Stuart Coleman: "You have every right to hold a counter-event, or an after-event, to dispute what they said; you do not have any right to disrupt the event."

Eh BS. Civil disobedience has a long standing and often useful place in this country. It may not always be enormously successful or end in a "win", but neither does any other form of protest.

If protestors were to always let themselves be sidelined into little counter/after events then they would be made impotent. They may not have only inconvienced Bush, but in doing so they made their statement more prominent than if they had only orchestrated an unobtrusive after event.

It wasn't Stuart who said that, it was me. And I stand by it. Civil disobedience is refusal to follow a government law to protest government action; it is not action that denies another citizen's right to free speech. Civil disobedience is done in response to government destruction of liberty, it is not done to destroy liberty. You cannot violate someone else's right to free speech just because you don't like their message. And if you try to do so, the government can rightly prosecute you (because that is the job of government, to protect our rights).

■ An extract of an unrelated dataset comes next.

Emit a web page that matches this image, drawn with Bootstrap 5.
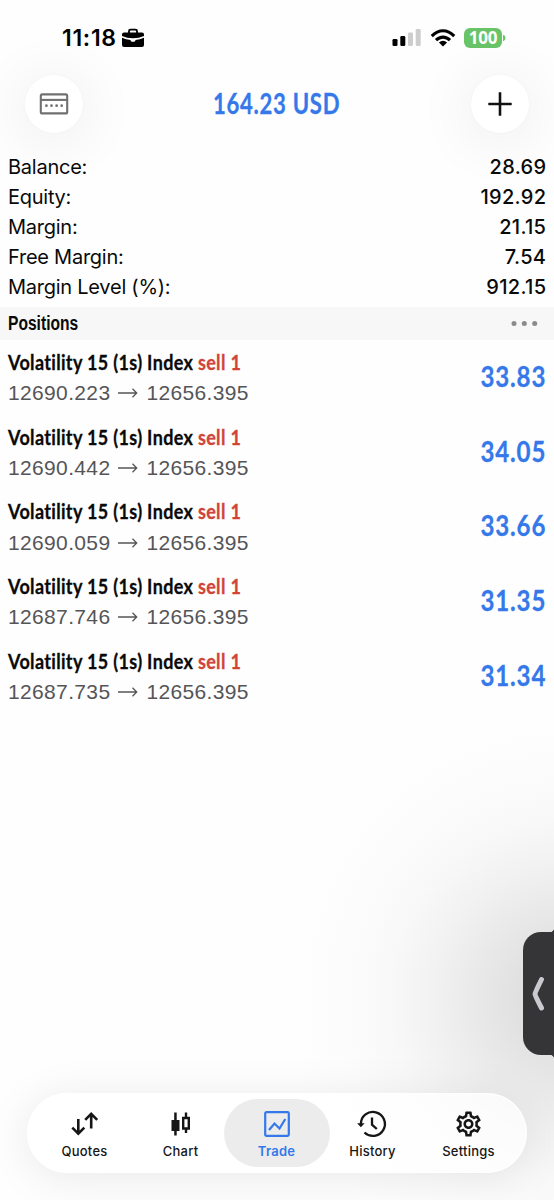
<!DOCTYPE html>
<html lang="en">
<head>
<meta charset="utf-8">
<meta name="viewport" content="width=device-width, initial-scale=1">
<title>Trade</title>
<link href="https://cdn.jsdelivr.net/npm/bootstrap@5.3.0/dist/css/bootstrap.min.css" rel="stylesheet">
<style>
body{background:#fefefe;font-family:Inter,"Liberation Sans",sans-serif;color:#0a0a0a}
.screen{height:1200px;overflow:hidden;
 background:radial-gradient(ellipse 275px 285px at 565px 1000px,#dcdcdc 0,#e1e1e1 18%,#e9e9e9 33%,#f1f1f1 47%,#f8f8f8 63%,#fcfcfc 80%,rgba(254,254,254,0) 100%)}
.status{height:75px;padding:1px 48px 0 62px}
.clock{font-size:23px;font-weight:600;letter-spacing:.7px;line-height:1;color:#000}
.battery{width:38px;height:20px;border-radius:6px;background:#68c466;color:#fff;font:700 17px/20px "Open Sans",sans-serif;letter-spacing:-.2px}
.topbar{height:58px;padding:0 25px}
.round-btn{width:58px;height:58px;border:0;background:#fff;box-shadow:0 6px 56px 8px rgba(0,0,0,.06),0 0 3px rgba(0,0,0,.03)}
.blue{color:#3478ea}
.squeeze{font-family:Lato,"Liberation Sans",sans-serif;font-weight:700;display:inline-block;white-space:nowrap;line-height:1;-webkit-text-stroke:.3px currentColor}
.total{font-size:28px;letter-spacing:.9px;transform:scaleX(.79);padding-bottom:3px}
.summary{padding:19px 8px 5px}
.summary>div{height:30px;font-size:20px;line-height:31px}
.summary dt{font-weight:400;letter-spacing:-.25px}
.summary dd{font-weight:500;margin:0 -.3px 0 0;letter-spacing:.3px}
.section-bar{height:33px;background:#f7f7f7;padding:0 16px 0 8px}
.section-name{font-family:"Liberation Sans",sans-serif;font-weight:700;font-size:20px;line-height:1;transform:scaleX(.78);transform-origin:left;padding-bottom:1px}
.position{height:74.67px;padding:10px 8px 0}
.symbol{font-size:21.5px;letter-spacing:.4px;transform:scaleX(.837);transform-origin:left;height:24px;line-height:24px}
.sell{color:#d0443a}
.prices{font-family:"Liberation Sans",sans-serif;font-size:21px;letter-spacing:.35px;line-height:24px;color:#555558;margin-top:5.4px}
.profit{font-size:29px;letter-spacing:1px;transform:scaleX(.83);transform-origin:right;margin-top:11px}
.handle{right:0;top:932px;width:31px;height:123px;background:#353538;border-radius:18px 0 0 18px}
.handle::before,.handle::after{content:"";position:absolute;right:0;width:3px;height:3px}
.handle::before{top:-3px;background:radial-gradient(circle at 0 0,transparent 2.5px,#353538 3px)}
.handle::after{bottom:-3px;background:radial-gradient(circle at 0 100%,transparent 2.5px,#353538 3px)}
.tabs{width:500px;height:80px;margin:0 0 27px 27px;padding:0 9px 0 9.5px;border-radius:40px;background:rgba(255,255,255,.72);box-shadow:0 5px 45px rgba(0,0,0,.085),inset 0 0 0 1.500px rgba(255,255,255,.7)}
.tab{width:96px;height:68px;color:#161616;font-size:13px;font-weight:500;letter-spacing:.25px;line-height:16px;padding-top:11px}
.tab svg{margin-bottom:5px}
.tab-on{width:106px;margin:0 -5px;background:#ececec;border-radius:34px;color:#3478ea;font-weight:600}
</style>
</head>
<body>
<main class="screen position-relative d-flex flex-column">
 <header>
  <div class="status d-flex align-items-center">
   <span class="clock">11:18</span>
   <svg class="ms-1" width="24" height="20" viewBox="0 0 24 20"><path d="M8 5V3q0-1.300 1.500-1.300h5Q16 1.700 16 3v2" fill="none" stroke="#000" stroke-width="1.800"/><path d="M3 4.500h18q2 0 2 2V8Q18 10.300 12 10.300T1 8V6.500q0-2 2-2zM1 9.700q4 2 8.500 2.300 0 1.700 1.500 1.700h2q1.500 0 1.500-1.700Q19 11.700 23 9.700V17q0 2-2 2H3q-2 0-2-2z"/></svg>
   <div class="ms-auto d-flex align-items-center">
    <svg width="29" height="20" viewBox="0 0 29 20"><rect x=".5" y="11" width="5" height="7" rx="1.300"/><rect x="8.300" y="8" width="5" height="10" rx="1.300"/><g fill="#cdcdcd"><rect x="16" y="4.500" width="5" height="13.500" rx="1.300"/><rect x="23.700" y="1" width="5" height="17" rx="1.300"/></g></svg>
    <svg style="margin-left:9px" width="26" height="20" viewBox="0 0 26 20" fill="none" stroke="#000" stroke-width="3.100"><path d="M1.800 8.100Q7 2.800 13 2.800t11.200 5.300M6 12.200q3.200-3.100 7-3.100t7 3.100"/><path d="M8.900 14.500q4.100-3.400 8.200 0L13 18.400z" fill="#000" stroke="none"/></svg>
    <span class="battery ms-2 text-center">100</span><svg width="4" height="8" viewBox="0 0 4 8"><path d="M1 .8Q3.500 1.400 3.500 4T1 7.200z" fill="#68c466"/></svg>
   </div>
  </div>
  <div class="topbar d-flex align-items-center justify-content-between">
   <button class="round-btn rounded-circle p-0" aria-label="Accounts"><svg class="d-block mx-auto" width="30" height="22" viewBox="0 0 30 22"><g fill="none" stroke="#707070" stroke-width="2.100"><rect x="1.800" y="1.400" width="26.400" height="19" rx="1.500"/><path d="M2 6.900h26"/></g><g fill="#707070"><circle cx="7.400" cy="12.700" r="1.350"/><circle cx="12.500" cy="12.700" r="1.350"/><circle cx="17.600" cy="12.700" r="1.350"/><circle cx="22.700" cy="12.700" r="1.350"/></g></svg></button>
   <h1 class="squeeze total blue m-0">164.23 USD</h1>
   <button class="round-btn rounded-circle p-0" aria-label="New order"><svg class="d-block mx-auto" width="24" height="24" viewBox="0 0 24 24"><path d="M12 .3v23.400M.3 12h23.400" stroke="#111" stroke-width="2.600"/></svg></button>
  </div>
 </header>
 <dl class="summary m-0">
  <div class="d-flex justify-content-between"><dt>Balance:</dt><dd>28.69</dd></div>
  <div class="d-flex justify-content-between"><dt>Equity:</dt><dd>192.92</dd></div>
  <div class="d-flex justify-content-between"><dt>Margin:</dt><dd>21.15</dd></div>
  <div class="d-flex justify-content-between"><dt>Free Margin:</dt><dd>7.54</dd></div>
  <div class="d-flex justify-content-between"><dt>Margin Level (%):</dt><dd>912.15</dd></div>
 </dl>
 <div class="section-bar d-flex align-items-center justify-content-between">
  <h2 class="section-name m-0">Positions</h2>
  <svg width="27" height="6" viewBox="0 0 27 6" fill="#8b8b8e"><circle cx="3" cy="2.500" r="2.500"/><circle cx="13.300" cy="2.500" r="2.500"/><circle cx="23.700" cy="2.500" r="2.500"/></svg>
 </div>
 <section>
  <div class="position d-flex justify-content-between"><div><div class="squeeze symbol">Volatility 15 (1s) Index <span class="sell">sell 1</span></div><div class="prices d-flex align-items-center"><span>12690.223</span><svg class="mx-2" width="20" height="10" viewBox="0 0 20 10" fill="none" stroke="#555558" stroke-width="1.300"><path d="M0 5h18.500M14.500.8 18.700 5l-4.200 4.200"/></svg><span>12656.395</span></div></div><div class="squeeze profit blue">33.83</div></div>
  <div class="position d-flex justify-content-between"><div><div class="squeeze symbol">Volatility 15 (1s) Index <span class="sell">sell 1</span></div><div class="prices d-flex align-items-center"><span>12690.442</span><svg class="mx-2" width="20" height="10" viewBox="0 0 20 10" fill="none" stroke="#555558" stroke-width="1.300"><path d="M0 5h18.500M14.500.8 18.700 5l-4.200 4.200"/></svg><span>12656.395</span></div></div><div class="squeeze profit blue">34.05</div></div>
  <div class="position d-flex justify-content-between"><div><div class="squeeze symbol">Volatility 15 (1s) Index <span class="sell">sell 1</span></div><div class="prices d-flex align-items-center"><span>12690.059</span><svg class="mx-2" width="20" height="10" viewBox="0 0 20 10" fill="none" stroke="#555558" stroke-width="1.300"><path d="M0 5h18.500M14.500.8 18.700 5l-4.200 4.200"/></svg><span>12656.395</span></div></div><div class="squeeze profit blue">33.66</div></div>
  <div class="position d-flex justify-content-between"><div><div class="squeeze symbol">Volatility 15 (1s) Index <span class="sell">sell 1</span></div><div class="prices d-flex align-items-center"><span>12687.746</span><svg class="mx-2" width="20" height="10" viewBox="0 0 20 10" fill="none" stroke="#555558" stroke-width="1.300"><path d="M0 5h18.500M14.500.8 18.700 5l-4.200 4.200"/></svg><span>12656.395</span></div></div><div class="squeeze profit blue">31.35</div></div>
  <div class="position d-flex justify-content-between"><div><div class="squeeze symbol">Volatility 15 (1s) Index <span class="sell">sell 1</span></div><div class="prices d-flex align-items-center"><span>12687.735</span><svg class="mx-2" width="20" height="10" viewBox="0 0 20 10" fill="none" stroke="#555558" stroke-width="1.300"><path d="M0 5h18.500M14.500.8 18.700 5l-4.200 4.200"/></svg><span>12656.395</span></div></div><div class="squeeze profit blue">31.34</div></div>
 </section>
 <div class="handle position-absolute d-flex align-items-center ps-2"><svg width="14" height="38" viewBox="0 0 14 38"><path d="M10.500 4.500Q4 17.500 4 19t6.500 14" fill="none" stroke="#c9c9d0" stroke-width="5" stroke-linecap="round" stroke-linejoin="round"/></svg></div>
 <nav class="tabs mt-auto d-flex align-items-center">
  <a class="tab d-flex flex-column align-items-center text-decoration-none"><svg width="28" height="28" viewBox="1 0 28 28" fill="none" stroke="currentColor" stroke-width="2.600"><path d="M8.300 9v14.500M2.300 17.700l6 6 6-6M21.200 18.500V4M15.200 9.800l6-6 6 6"/></svg>Quotes</a>
  <a class="tab d-flex flex-column align-items-center text-decoration-none"><svg width="28" height="28" viewBox="1.500 0 28 28"><path d="M8.700 2.500h2.500V10H14v11h-2.800v4.500H8.700V21H6V10h2.700z" fill="currentColor"/><path d="M20.500 2.500V8M20.500 18.500v4.500M17.700 8h5.600v10.500h-5.600z" fill="none" stroke="currentColor" stroke-width="2.400"/></svg>Chart</a>
  <a class="tab tab-on d-flex flex-column align-items-center text-decoration-none"><svg width="28" height="28" viewBox="0 0 28 28" fill="none" stroke="currentColor" stroke-width="2.200"><rect x="2.200" y="2.200" width="23.600" height="23.600" rx="1.200"/><path d="m6 20 5.500-6.500 5 5L22.300 9"/></svg>Trade</a>
  <a class="tab d-flex flex-column align-items-center text-decoration-none"><svg class="overflow-visible" width="28" height="28" viewBox="1.700 0 28 28"><path d="M3.600 14a12 12 0 1 1 3.600 8.500" fill="none" stroke="currentColor" stroke-width="2.300"/><path d="M-.2 13.300h7.500l-3.700 4z" fill="currentColor"/><path d="M14.700 7.500v7.200l4.800 4.300" fill="none" stroke="currentColor" stroke-width="2.300"/></svg>History</a>
  <a class="tab d-flex flex-column align-items-center text-decoration-none"><svg width="28" height="28" viewBox="1.200 .8 22.400 22.400" fill="currentColor"><path d="M19.430 12.980c.04-.32.070-.64.070-.98 0-.34-.03-.66-.07-.98l2.110-1.650c.19-.15.240-.42.120-.64l-2-3.460c-.09-.16-.26-.25-.44-.25-.06 0-.12.010-.17.030l-2.490 1c-.52-.4-1.080-.73-1.690-.98l-.38-2.650C14.460 2.180 14.250 2 14 2h-4c-.25 0-.46.180-.49.420l-.38 2.650c-.61.250-1.170.590-1.690.98l-2.490-1c-.06-.02-.12-.03-.18-.03-.17 0-.34.090-.43.250l-2 3.460c-.13.220-.07.490.12.640l2.110 1.650c-.04.320-.07.650-.07.980 0 .33.030.66.070.98l-2.110 1.650c-.19.150-.24.420-.12.640l2 3.460c.09.160.26.250.44.250.06 0 .12-.01.170-.03l2.490-1c.52.400 1.080.730 1.690.980l.38 2.650c.03.240.24.420.49.420h4c.25 0 .46-.18.490-.42l.38-2.650c.61-.25 1.170-.59 1.690-.98l2.490 1c.06.020.12.030.18.030.17 0 .34-.09.430-.25l2-3.460c.12-.22.070-.49-.12-.64l-2.110-1.650zm-1.980-1.710c.04.310.050.520.050.730 0 .21-.02.430-.05.730l-.14 1.130.89.700 1.080.84-.7 1.210-1.270-.51-1.040-.42-.9.680c-.43.320-.84.560-1.250.730l-1.060.43-.16 1.130-.2 1.350h-1.400l-.19-1.350-.16-1.130-1.060-.43c-.43-.18-.83-.41-1.230-.71l-.91-.7-1.060.43-1.270.51-.7-1.210 1.080-.84.890-.7-.14-1.130c-.03-.31-.05-.54-.05-.74s.020-.43.050-.73l.14-1.130-.89-.7-1.080-.84.700-1.210 1.270.51 1.040.42.900-.68c.43-.32.840-.56 1.250-.73l1.060-.43.160-1.130.2-1.350h1.390l.19 1.350.16 1.130 1.060.43c.43.180.83.410 1.230.71l.91.700 1.060-.43 1.270-.51.700 1.210-1.070.85-.89.700.14 1.130zM12 8c-2.210 0-4 1.790-4 4s1.790 4 4 4 4-1.790 4-4-1.790-4-4-4zm0 6c-1.100 0-2-.9-2-2s.9-2 2-2 2 .9 2 2-.9 2-2 2z"/></svg>Settings</a>
 </nav>
</main>
<script src="https://cdn.jsdelivr.net/npm/bootstrap@5.3.0/dist/js/bootstrap.bundle.min.js"></script>
</body>
</html>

The primary source for this allegation is Kelly Keehan of Penn State, not Horowitz. Keehan made this statement in testimony to a state legislative committee.

If the incident she testified to is a fabrication, as you guys seem to think, it would be trivial to prove it by making a few phone calls to students who had also taken that particular class.

If it's true, I'd say it makes Horowitz's point: making a bunch of students chant "ABORTION!! ABORTION!! ABORTION!!" sounds like indoctrination to me.

Don't think it would have made me cry: it might have made me piss myself laughing, though.

Andy-

I don't know whether it's true or untrue, but even if it is 100% true, it's absurd to list it as an example of "suppression of conservative opinion." And frankly, calling it "indoctrination" is subjective drivel - if someone had them chanting "abortion is wrong", would he still call that "indoctrination"? Not on your life. Silly and stupid? Absolutely. But it's not "suppression".